### THE TASK
Copy the data exactly; pictures stay out of the copy.
_ _ _ _
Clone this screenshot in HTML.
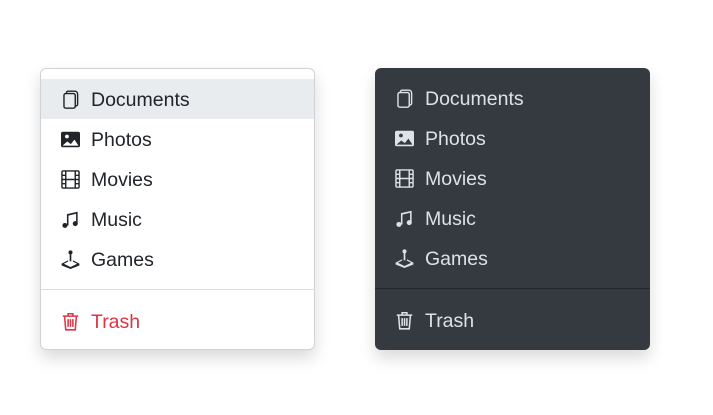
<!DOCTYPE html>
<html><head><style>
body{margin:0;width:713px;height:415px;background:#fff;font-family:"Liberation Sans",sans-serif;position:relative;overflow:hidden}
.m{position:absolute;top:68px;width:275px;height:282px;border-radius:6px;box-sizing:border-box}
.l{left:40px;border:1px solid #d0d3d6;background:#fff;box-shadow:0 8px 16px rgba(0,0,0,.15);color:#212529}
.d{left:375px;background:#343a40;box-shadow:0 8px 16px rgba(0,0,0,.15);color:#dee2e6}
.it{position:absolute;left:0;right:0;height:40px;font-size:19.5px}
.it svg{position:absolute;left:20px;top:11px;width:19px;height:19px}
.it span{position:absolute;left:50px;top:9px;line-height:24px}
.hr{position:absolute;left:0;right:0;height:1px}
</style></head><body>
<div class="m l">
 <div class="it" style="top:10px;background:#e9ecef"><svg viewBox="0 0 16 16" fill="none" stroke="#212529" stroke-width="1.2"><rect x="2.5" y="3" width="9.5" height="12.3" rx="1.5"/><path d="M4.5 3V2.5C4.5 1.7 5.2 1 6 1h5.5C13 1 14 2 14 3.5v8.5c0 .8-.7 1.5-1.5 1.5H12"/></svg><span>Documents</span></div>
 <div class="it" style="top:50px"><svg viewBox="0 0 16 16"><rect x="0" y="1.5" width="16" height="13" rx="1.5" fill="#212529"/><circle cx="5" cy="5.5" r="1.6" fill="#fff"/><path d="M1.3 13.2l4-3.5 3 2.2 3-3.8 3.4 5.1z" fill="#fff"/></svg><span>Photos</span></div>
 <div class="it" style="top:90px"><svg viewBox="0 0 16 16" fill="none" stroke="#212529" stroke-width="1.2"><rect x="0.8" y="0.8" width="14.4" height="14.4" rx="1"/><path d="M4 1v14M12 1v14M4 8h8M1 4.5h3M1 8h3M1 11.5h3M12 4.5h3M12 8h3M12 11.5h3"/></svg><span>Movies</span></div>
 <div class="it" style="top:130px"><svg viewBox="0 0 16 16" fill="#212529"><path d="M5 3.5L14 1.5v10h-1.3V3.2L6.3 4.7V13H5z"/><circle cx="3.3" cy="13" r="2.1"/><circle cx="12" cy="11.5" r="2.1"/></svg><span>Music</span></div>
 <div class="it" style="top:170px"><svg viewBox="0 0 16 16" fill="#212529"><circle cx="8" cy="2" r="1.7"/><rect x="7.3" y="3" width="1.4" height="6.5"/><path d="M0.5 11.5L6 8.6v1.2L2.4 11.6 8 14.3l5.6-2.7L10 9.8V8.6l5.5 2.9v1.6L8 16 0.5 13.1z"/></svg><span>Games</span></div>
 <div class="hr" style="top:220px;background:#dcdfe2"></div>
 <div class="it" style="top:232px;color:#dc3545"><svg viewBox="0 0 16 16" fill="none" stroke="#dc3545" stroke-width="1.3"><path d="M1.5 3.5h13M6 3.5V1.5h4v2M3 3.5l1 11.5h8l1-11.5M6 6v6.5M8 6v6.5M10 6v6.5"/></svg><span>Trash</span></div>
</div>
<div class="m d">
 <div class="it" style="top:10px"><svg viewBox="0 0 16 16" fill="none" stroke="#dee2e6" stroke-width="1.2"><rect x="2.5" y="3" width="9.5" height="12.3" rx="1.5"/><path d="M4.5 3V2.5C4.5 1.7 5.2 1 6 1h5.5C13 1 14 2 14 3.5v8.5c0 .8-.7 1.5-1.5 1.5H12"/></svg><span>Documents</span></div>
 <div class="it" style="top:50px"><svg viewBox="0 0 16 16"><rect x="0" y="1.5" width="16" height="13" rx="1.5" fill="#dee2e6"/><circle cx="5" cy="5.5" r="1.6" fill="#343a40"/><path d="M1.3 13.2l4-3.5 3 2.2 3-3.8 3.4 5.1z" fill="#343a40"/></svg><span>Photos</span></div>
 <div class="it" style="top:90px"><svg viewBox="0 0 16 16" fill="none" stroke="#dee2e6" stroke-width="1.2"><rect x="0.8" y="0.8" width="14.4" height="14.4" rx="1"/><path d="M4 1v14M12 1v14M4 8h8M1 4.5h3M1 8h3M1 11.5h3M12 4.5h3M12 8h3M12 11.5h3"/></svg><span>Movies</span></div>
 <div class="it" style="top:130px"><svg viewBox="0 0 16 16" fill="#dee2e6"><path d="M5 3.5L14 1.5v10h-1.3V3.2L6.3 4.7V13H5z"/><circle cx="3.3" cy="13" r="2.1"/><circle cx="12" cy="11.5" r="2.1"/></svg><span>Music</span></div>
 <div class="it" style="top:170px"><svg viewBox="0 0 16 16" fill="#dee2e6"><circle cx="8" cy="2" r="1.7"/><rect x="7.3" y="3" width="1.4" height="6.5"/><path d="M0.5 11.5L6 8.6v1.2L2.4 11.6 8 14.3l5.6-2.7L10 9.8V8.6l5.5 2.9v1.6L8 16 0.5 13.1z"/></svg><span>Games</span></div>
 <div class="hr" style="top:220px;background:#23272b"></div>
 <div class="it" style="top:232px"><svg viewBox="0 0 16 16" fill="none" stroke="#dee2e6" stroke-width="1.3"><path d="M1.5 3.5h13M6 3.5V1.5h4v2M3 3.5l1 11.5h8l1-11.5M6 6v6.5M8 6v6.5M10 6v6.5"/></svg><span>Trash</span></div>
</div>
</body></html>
_ _ _ _
### TASK RESULT
Clone this screenshot in HTML.
<!DOCTYPE html>
<html><head><style>
body{margin:0;width:713px;height:415px;background:#fff;font-family:"Liberation Sans",sans-serif;position:relative;overflow:hidden}
.m{position:absolute;top:68px;width:275px;height:282px;border-radius:6px;box-sizing:border-box}
.l{left:40px;border:1px solid #d0d3d6;background:#fff;box-shadow:0 8px 16px rgba(0,0,0,.15);color:#212529}
.d{left:375px;background:#343a40;box-shadow:0 8px 16px rgba(0,0,0,.15);color:#dee2e6}
.it{position:absolute;left:0;right:0;height:40px;font-size:19.5px}
.it svg{position:absolute;left:20px;top:11px;width:19px;height:19px}
.it span{position:absolute;left:50px;top:9px;line-height:24px}
.hr{position:absolute;left:0;right:0;height:1px}
</style></head><body>
<div class="m l">
 <div class="it" style="top:10px;background:#e9ecef"><svg viewBox="0 0 16 16" fill="none" stroke="#212529" stroke-width="1.2"><rect x="2.5" y="3" width="9.5" height="12.3" rx="1.5"/><path d="M4.5 3V2.5C4.5 1.7 5.2 1 6 1h5.5C13 1 14 2 14 3.5v8.5c0 .8-.7 1.5-1.5 1.5H12"/></svg><span>Documents</span></div>
 <div class="it" style="top:50px"><svg viewBox="0 0 16 16"><rect x="0" y="1.5" width="16" height="13" rx="1.5" fill="#212529"/><circle cx="5" cy="5.5" r="1.6" fill="#fff"/><path d="M1.3 13.2l4-3.5 3 2.2 3-3.8 3.4 5.1z" fill="#fff"/></svg><span>Photos</span></div>
 <div class="it" style="top:90px"><svg viewBox="0 0 16 16" fill="none" stroke="#212529" stroke-width="1.2"><rect x="0.8" y="0.8" width="14.4" height="14.4" rx="1"/><path d="M4 1v14M12 1v14M4 8h8M1 4.5h3M1 8h3M1 11.5h3M12 4.5h3M12 8h3M12 11.5h3"/></svg><span>Movies</span></div>
 <div class="it" style="top:130px"><svg viewBox="0 0 16 16" fill="#212529"><path d="M5 3.5L14 1.5v10h-1.3V3.2L6.3 4.7V13H5z"/><circle cx="3.3" cy="13" r="2.1"/><circle cx="12" cy="11.5" r="2.1"/></svg><span>Music</span></div>
 <div class="it" style="top:170px"><svg viewBox="0 0 16 16" fill="#212529"><circle cx="8" cy="2" r="1.7"/><rect x="7.3" y="3" width="1.4" height="6.5"/><path d="M0.5 11.5L6 8.6v1.2L2.4 11.6 8 14.3l5.6-2.7L10 9.8V8.6l5.5 2.9v1.6L8 16 0.5 13.1z"/></svg><span>Games</span></div>
 <div class="hr" style="top:220px;background:#dcdfe2"></div>
 <div class="it" style="top:232px;color:#dc3545"><svg viewBox="0 0 16 16" fill="none" stroke="#dc3545" stroke-width="1.3"><path d="M1.5 3.5h13M6 3.5V1.5h4v2M3 3.5l1 11.5h8l1-11.5M6 6v6.5M8 6v6.5M10 6v6.5"/></svg><span>Trash</span></div>
</div>
<div class="m d">
 <div class="it" style="top:10px"><svg viewBox="0 0 16 16" fill="none" stroke="#dee2e6" stroke-width="1.2"><rect x="2.5" y="3" width="9.5" height="12.3" rx="1.5"/><path d="M4.5 3V2.5C4.5 1.7 5.2 1 6 1h5.5C13 1 14 2 14 3.5v8.5c0 .8-.7 1.5-1.5 1.5H12"/></svg><span>Documents</span></div>
 <div class="it" style="top:50px"><svg viewBox="0 0 16 16"><rect x="0" y="1.5" width="16" height="13" rx="1.5" fill="#dee2e6"/><circle cx="5" cy="5.5" r="1.6" fill="#343a40"/><path d="M1.3 13.2l4-3.5 3 2.2 3-3.8 3.4 5.1z" fill="#343a40"/></svg><span>Photos</span></div>
 <div class="it" style="top:90px"><svg viewBox="0 0 16 16" fill="none" stroke="#dee2e6" stroke-width="1.2"><rect x="0.8" y="0.8" width="14.4" height="14.4" rx="1"/><path d="M4 1v14M12 1v14M4 8h8M1 4.5h3M1 8h3M1 11.5h3M12 4.5h3M12 8h3M12 11.5h3"/></svg><span>Movies</span></div>
 <div class="it" style="top:130px"><svg viewBox="0 0 16 16" fill="#dee2e6"><path d="M5 3.5L14 1.5v10h-1.3V3.2L6.3 4.7V13H5z"/><circle cx="3.3" cy="13" r="2.1"/><circle cx="12" cy="11.5" r="2.1"/></svg><span>Music</span></div>
 <div class="it" style="top:170px"><svg viewBox="0 0 16 16" fill="#dee2e6"><circle cx="8" cy="2" r="1.7"/><rect x="7.3" y="3" width="1.4" height="6.5"/><path d="M0.5 11.5L6 8.6v1.2L2.4 11.6 8 14.3l5.6-2.7L10 9.8V8.6l5.5 2.9v1.6L8 16 0.5 13.1z"/></svg><span>Games</span></div>
 <div class="hr" style="top:220px;background:#23272b"></div>
 <div class="it" style="top:232px"><svg viewBox="0 0 16 16" fill="none" stroke="#dee2e6" stroke-width="1.3"><path d="M1.5 3.5h13M6 3.5V1.5h4v2M3 3.5l1 11.5h8l1-11.5M6 6v6.5M8 6v6.5M10 6v6.5"/></svg><span>Trash</span></div>
</div>
</body></html>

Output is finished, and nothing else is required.